*** Source excerpt ***

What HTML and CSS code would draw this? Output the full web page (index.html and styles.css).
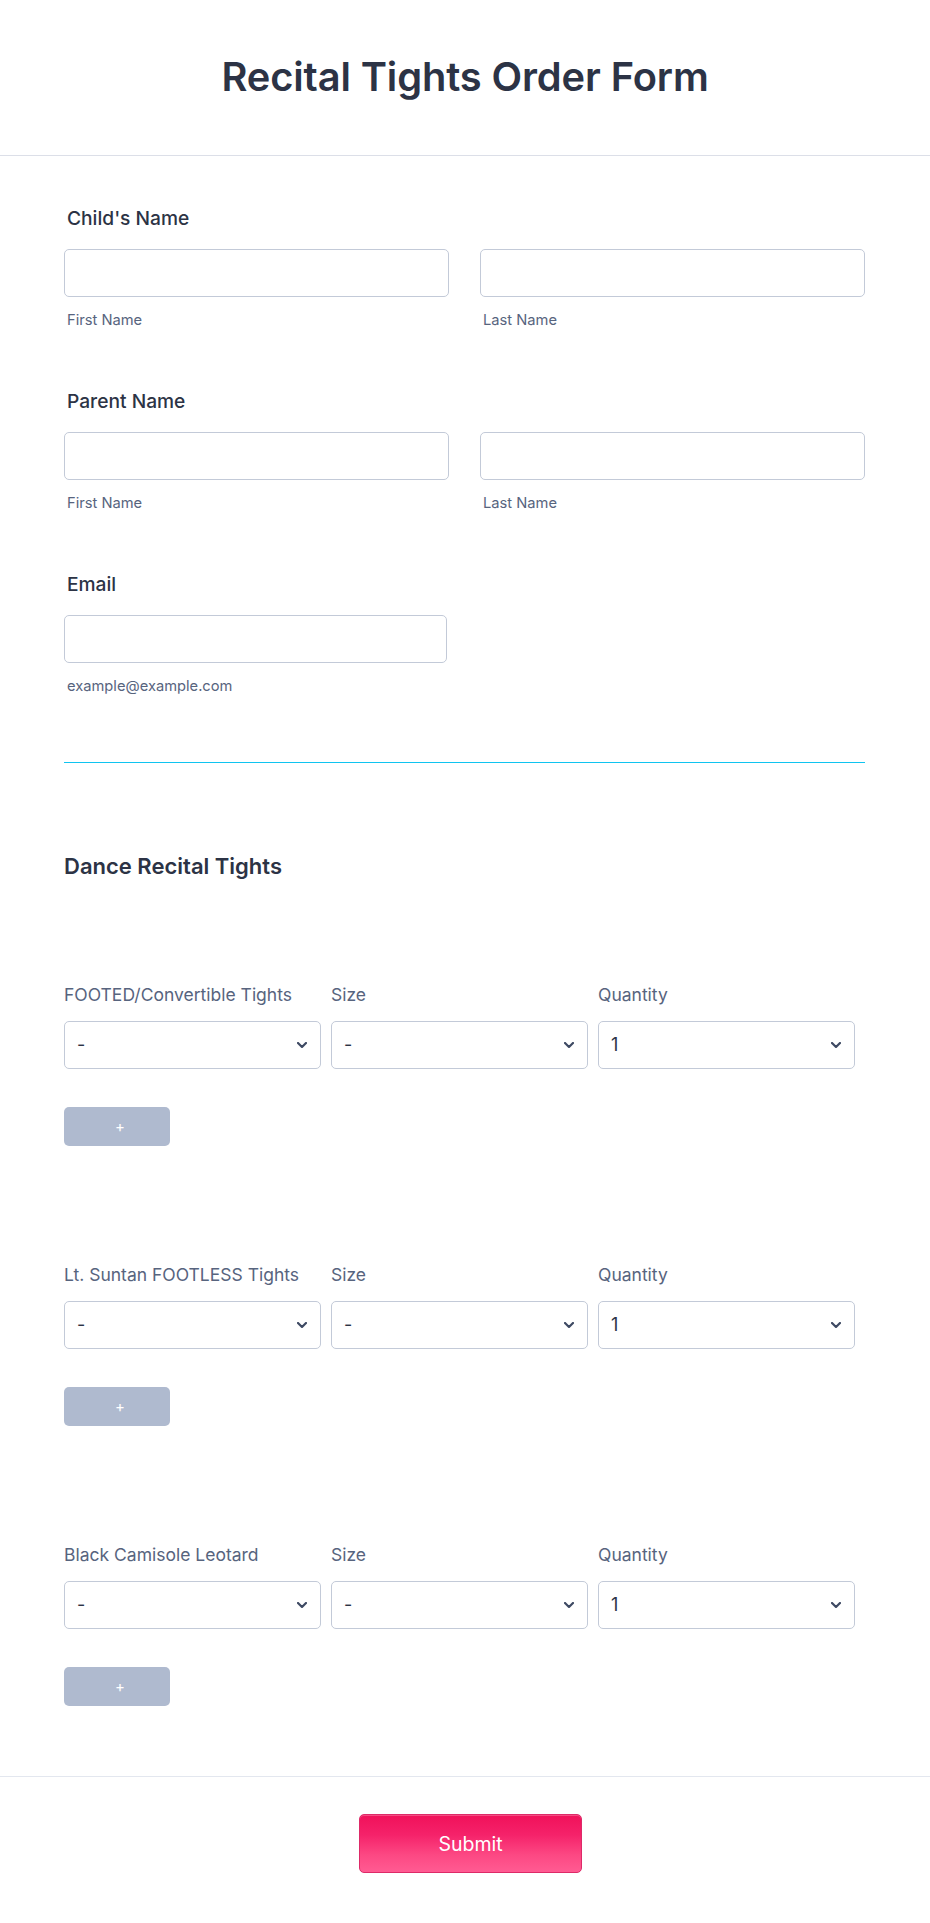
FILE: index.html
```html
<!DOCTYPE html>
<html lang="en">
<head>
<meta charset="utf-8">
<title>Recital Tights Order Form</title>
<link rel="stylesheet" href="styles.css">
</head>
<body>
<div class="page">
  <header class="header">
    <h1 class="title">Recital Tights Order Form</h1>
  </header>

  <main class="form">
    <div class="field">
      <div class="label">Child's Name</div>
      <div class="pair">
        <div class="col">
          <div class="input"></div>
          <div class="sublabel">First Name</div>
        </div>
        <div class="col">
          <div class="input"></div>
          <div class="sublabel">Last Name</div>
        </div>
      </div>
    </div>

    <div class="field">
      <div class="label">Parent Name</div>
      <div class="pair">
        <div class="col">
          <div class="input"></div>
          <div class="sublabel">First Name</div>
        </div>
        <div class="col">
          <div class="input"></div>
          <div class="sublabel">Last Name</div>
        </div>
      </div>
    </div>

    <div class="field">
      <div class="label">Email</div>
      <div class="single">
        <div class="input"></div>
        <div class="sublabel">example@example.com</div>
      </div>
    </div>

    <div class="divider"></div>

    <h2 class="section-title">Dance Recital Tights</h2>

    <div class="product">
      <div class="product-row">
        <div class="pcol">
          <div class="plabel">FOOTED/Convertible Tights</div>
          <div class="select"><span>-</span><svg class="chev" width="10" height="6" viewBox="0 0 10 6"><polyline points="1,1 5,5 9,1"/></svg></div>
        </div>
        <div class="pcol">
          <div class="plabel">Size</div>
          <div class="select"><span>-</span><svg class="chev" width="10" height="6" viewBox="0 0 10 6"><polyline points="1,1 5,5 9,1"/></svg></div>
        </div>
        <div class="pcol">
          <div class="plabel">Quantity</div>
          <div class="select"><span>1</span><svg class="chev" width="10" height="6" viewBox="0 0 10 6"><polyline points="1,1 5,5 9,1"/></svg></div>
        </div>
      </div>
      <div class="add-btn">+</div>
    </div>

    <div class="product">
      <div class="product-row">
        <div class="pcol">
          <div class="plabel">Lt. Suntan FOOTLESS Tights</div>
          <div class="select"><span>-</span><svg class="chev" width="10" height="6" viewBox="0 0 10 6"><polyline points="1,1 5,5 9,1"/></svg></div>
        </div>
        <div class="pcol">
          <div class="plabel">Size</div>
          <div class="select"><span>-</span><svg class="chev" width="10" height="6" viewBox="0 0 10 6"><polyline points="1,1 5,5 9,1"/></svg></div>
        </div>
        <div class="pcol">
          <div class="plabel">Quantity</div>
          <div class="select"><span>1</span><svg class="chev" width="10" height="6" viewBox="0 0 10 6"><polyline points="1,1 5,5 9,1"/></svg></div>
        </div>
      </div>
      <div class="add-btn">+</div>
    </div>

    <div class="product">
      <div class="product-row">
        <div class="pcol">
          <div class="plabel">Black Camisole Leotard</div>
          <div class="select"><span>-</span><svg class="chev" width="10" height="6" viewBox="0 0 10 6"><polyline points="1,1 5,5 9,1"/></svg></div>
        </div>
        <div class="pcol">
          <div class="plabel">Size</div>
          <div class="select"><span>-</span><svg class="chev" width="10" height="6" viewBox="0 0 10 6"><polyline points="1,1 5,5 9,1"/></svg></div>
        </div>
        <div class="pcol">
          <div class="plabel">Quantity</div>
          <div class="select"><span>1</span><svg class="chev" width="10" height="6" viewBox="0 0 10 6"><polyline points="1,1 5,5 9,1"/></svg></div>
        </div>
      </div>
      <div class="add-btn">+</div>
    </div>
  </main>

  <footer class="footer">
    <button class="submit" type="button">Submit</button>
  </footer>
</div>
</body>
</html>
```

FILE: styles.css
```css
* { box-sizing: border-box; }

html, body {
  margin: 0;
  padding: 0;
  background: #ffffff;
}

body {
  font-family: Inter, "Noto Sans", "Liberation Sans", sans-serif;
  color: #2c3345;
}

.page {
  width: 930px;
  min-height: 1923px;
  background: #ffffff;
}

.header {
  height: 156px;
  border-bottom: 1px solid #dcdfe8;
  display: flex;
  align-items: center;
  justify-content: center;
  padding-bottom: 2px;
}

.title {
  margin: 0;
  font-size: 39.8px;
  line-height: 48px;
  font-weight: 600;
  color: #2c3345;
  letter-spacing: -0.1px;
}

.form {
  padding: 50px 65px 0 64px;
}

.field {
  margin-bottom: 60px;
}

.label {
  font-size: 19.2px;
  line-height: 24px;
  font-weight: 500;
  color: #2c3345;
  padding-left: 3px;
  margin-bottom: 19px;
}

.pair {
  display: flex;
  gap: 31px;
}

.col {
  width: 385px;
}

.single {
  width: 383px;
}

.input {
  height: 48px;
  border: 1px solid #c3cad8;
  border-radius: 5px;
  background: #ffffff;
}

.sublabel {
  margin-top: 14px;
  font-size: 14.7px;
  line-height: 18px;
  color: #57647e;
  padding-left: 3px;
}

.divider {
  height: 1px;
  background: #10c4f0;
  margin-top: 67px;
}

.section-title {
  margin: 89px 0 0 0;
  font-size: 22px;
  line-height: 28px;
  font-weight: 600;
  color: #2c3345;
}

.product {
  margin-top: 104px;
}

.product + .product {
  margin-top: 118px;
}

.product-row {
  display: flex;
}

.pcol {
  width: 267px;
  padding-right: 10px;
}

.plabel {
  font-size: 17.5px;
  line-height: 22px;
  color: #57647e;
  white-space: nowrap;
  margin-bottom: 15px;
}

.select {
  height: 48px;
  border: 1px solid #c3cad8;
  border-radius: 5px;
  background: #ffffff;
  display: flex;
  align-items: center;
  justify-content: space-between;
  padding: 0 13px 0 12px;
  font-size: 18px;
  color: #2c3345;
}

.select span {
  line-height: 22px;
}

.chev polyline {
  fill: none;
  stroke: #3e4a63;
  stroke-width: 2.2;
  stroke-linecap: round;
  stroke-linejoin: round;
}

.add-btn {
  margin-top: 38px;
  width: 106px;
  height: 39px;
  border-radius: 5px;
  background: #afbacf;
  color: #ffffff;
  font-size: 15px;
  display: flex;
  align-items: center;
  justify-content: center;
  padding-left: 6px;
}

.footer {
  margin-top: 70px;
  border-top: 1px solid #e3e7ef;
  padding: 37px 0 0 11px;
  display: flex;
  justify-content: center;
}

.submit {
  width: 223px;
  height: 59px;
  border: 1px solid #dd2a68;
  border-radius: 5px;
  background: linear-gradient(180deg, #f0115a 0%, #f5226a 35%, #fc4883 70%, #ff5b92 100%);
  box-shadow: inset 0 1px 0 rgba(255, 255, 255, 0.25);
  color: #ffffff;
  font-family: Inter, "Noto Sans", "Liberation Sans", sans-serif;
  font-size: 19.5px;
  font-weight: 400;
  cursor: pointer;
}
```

***

— The request —
Transcribe the whole listing, character for character, but not its images.

— Answer for the task —
What HTML and CSS code would draw this? Output the full web page (index.html and styles.css).
FILE: index.html
```html
<!DOCTYPE html>
<html lang="en">
<head>
<meta charset="utf-8">
<title>Recital Tights Order Form</title>
<link rel="stylesheet" href="styles.css">
</head>
<body>
<div class="page">
  <header class="header">
    <h1 class="title">Recital Tights Order Form</h1>
  </header>

  <main class="form">
    <div class="field">
      <div class="label">Child's Name</div>
      <div class="pair">
        <div class="col">
          <div class="input"></div>
          <div class="sublabel">First Name</div>
        </div>
        <div class="col">
          <div class="input"></div>
          <div class="sublabel">Last Name</div>
        </div>
      </div>
    </div>

    <div class="field">
      <div class="label">Parent Name</div>
      <div class="pair">
        <div class="col">
          <div class="input"></div>
          <div class="sublabel">First Name</div>
        </div>
        <div class="col">
          <div class="input"></div>
          <div class="sublabel">Last Name</div>
        </div>
      </div>
    </div>

    <div class="field">
      <div class="label">Email</div>
      <div class="single">
        <div class="input"></div>
        <div class="sublabel">example@example.com</div>
      </div>
    </div>

    <div class="divider"></div>

    <h2 class="section-title">Dance Recital Tights</h2>

    <div class="product">
      <div class="product-row">
        <div class="pcol">
          <div class="plabel">FOOTED/Convertible Tights</div>
          <div class="select"><span>-</span><svg class="chev" width="10" height="6" viewBox="0 0 10 6"><polyline points="1,1 5,5 9,1"/></svg></div>
        </div>
        <div class="pcol">
          <div class="plabel">Size</div>
          <div class="select"><span>-</span><svg class="chev" width="10" height="6" viewBox="0 0 10 6"><polyline points="1,1 5,5 9,1"/></svg></div>
        </div>
        <div class="pcol">
          <div class="plabel">Quantity</div>
          <div class="select"><span>1</span><svg class="chev" width="10" height="6" viewBox="0 0 10 6"><polyline points="1,1 5,5 9,1"/></svg></div>
        </div>
      </div>
      <div class="add-btn">+</div>
    </div>

    <div class="product">
      <div class="product-row">
        <div class="pcol">
          <div class="plabel">Lt. Suntan FOOTLESS Tights</div>
          <div class="select"><span>-</span><svg class="chev" width="10" height="6" viewBox="0 0 10 6"><polyline points="1,1 5,5 9,1"/></svg></div>
        </div>
        <div class="pcol">
          <div class="plabel">Size</div>
          <div class="select"><span>-</span><svg class="chev" width="10" height="6" viewBox="0 0 10 6"><polyline points="1,1 5,5 9,1"/></svg></div>
        </div>
        <div class="pcol">
          <div class="plabel">Quantity</div>
          <div class="select"><span>1</span><svg class="chev" width="10" height="6" viewBox="0 0 10 6"><polyline points="1,1 5,5 9,1"/></svg></div>
        </div>
      </div>
      <div class="add-btn">+</div>
    </div>

    <div class="product">
      <div class="product-row">
        <div class="pcol">
          <div class="plabel">Black Camisole Leotard</div>
          <div class="select"><span>-</span><svg class="chev" width="10" height="6" viewBox="0 0 10 6"><polyline points="1,1 5,5 9,1"/></svg></div>
        </div>
        <div class="pcol">
          <div class="plabel">Size</div>
          <div class="select"><span>-</span><svg class="chev" width="10" height="6" viewBox="0 0 10 6"><polyline points="1,1 5,5 9,1"/></svg></div>
        </div>
        <div class="pcol">
          <div class="plabel">Quantity</div>
          <div class="select"><span>1</span><svg class="chev" width="10" height="6" viewBox="0 0 10 6"><polyline points="1,1 5,5 9,1"/></svg></div>
        </div>
      </div>
      <div class="add-btn">+</div>
    </div>
  </main>

  <footer class="footer">
    <button class="submit" type="button">Submit</button>
  </footer>
</div>
</body>
</html>
```

FILE: styles.css
```css
* { box-sizing: border-box; }

html, body {
  margin: 0;
  padding: 0;
  background: #ffffff;
}

body {
  font-family: Inter, "Noto Sans", "Liberation Sans", sans-serif;
  color: #2c3345;
}

.page {
  width: 930px;
  min-height: 1923px;
  background: #ffffff;
}

.header {
  height: 156px;
  border-bottom: 1px solid #dcdfe8;
  display: flex;
  align-items: center;
  justify-content: center;
  padding-bottom: 2px;
}

.title {
  margin: 0;
  font-size: 39.8px;
  line-height: 48px;
  font-weight: 600;
  color: #2c3345;
  letter-spacing: -0.1px;
}

.form {
  padding: 50px 65px 0 64px;
}

.field {
  margin-bottom: 60px;
}

.label {
  font-size: 19.2px;
  line-height: 24px;
  font-weight: 500;
  color: #2c3345;
  padding-left: 3px;
  margin-bottom: 19px;
}

.pair {
  display: flex;
  gap: 31px;
}

.col {
  width: 385px;
}

.single {
  width: 383px;
}

.input {
  height: 48px;
  border: 1px solid #c3cad8;
  border-radius: 5px;
  background: #ffffff;
}

.sublabel {
  margin-top: 14px;
  font-size: 14.7px;
  line-height: 18px;
  color: #57647e;
  padding-left: 3px;
}

.divider {
  height: 1px;
  background: #10c4f0;
  margin-top: 67px;
}

.section-title {
  margin: 89px 0 0 0;
  font-size: 22px;
  line-height: 28px;
  font-weight: 600;
  color: #2c3345;
}

.product {
  margin-top: 104px;
}

.product + .product {
  margin-top: 118px;
}

.product-row {
  display: flex;
}

.pcol {
  width: 267px;
  padding-right: 10px;
}

.plabel {
  font-size: 17.5px;
  line-height: 22px;
  color: #57647e;
  white-space: nowrap;
  margin-bottom: 15px;
}

.select {
  height: 48px;
  border: 1px solid #c3cad8;
  border-radius: 5px;
  background: #ffffff;
  display: flex;
  align-items: center;
  justify-content: space-between;
  padding: 0 13px 0 12px;
  font-size: 18px;
  color: #2c3345;
}

.select span {
  line-height: 22px;
}

.chev polyline {
  fill: none;
  stroke: #3e4a63;
  stroke-width: 2.2;
  stroke-linecap: round;
  stroke-linejoin: round;
}

.add-btn {
  margin-top: 38px;
  width: 106px;
  height: 39px;
  border-radius: 5px;
  background: #afbacf;
  color: #ffffff;
  font-size: 15px;
  display: flex;
  align-items: center;
  justify-content: center;
  padding-left: 6px;
}

.footer {
  margin-top: 70px;
  border-top: 1px solid #e3e7ef;
  padding: 37px 0 0 11px;
  display: flex;
  justify-content: center;
}

.submit {
  width: 223px;
  height: 59px;
  border: 1px solid #dd2a68;
  border-radius: 5px;
  background: linear-gradient(180deg, #f0115a 0%, #f5226a 35%, #fc4883 70%, #ff5b92 100%);
  box-shadow: inset 0 1px 0 rgba(255, 255, 255, 0.25);
  color: #ffffff;
  font-family: Inter, "Noto Sans", "Liberation Sans", sans-serif;
  font-size: 19.5px;
  font-weight: 400;
  cursor: pointer;
}
```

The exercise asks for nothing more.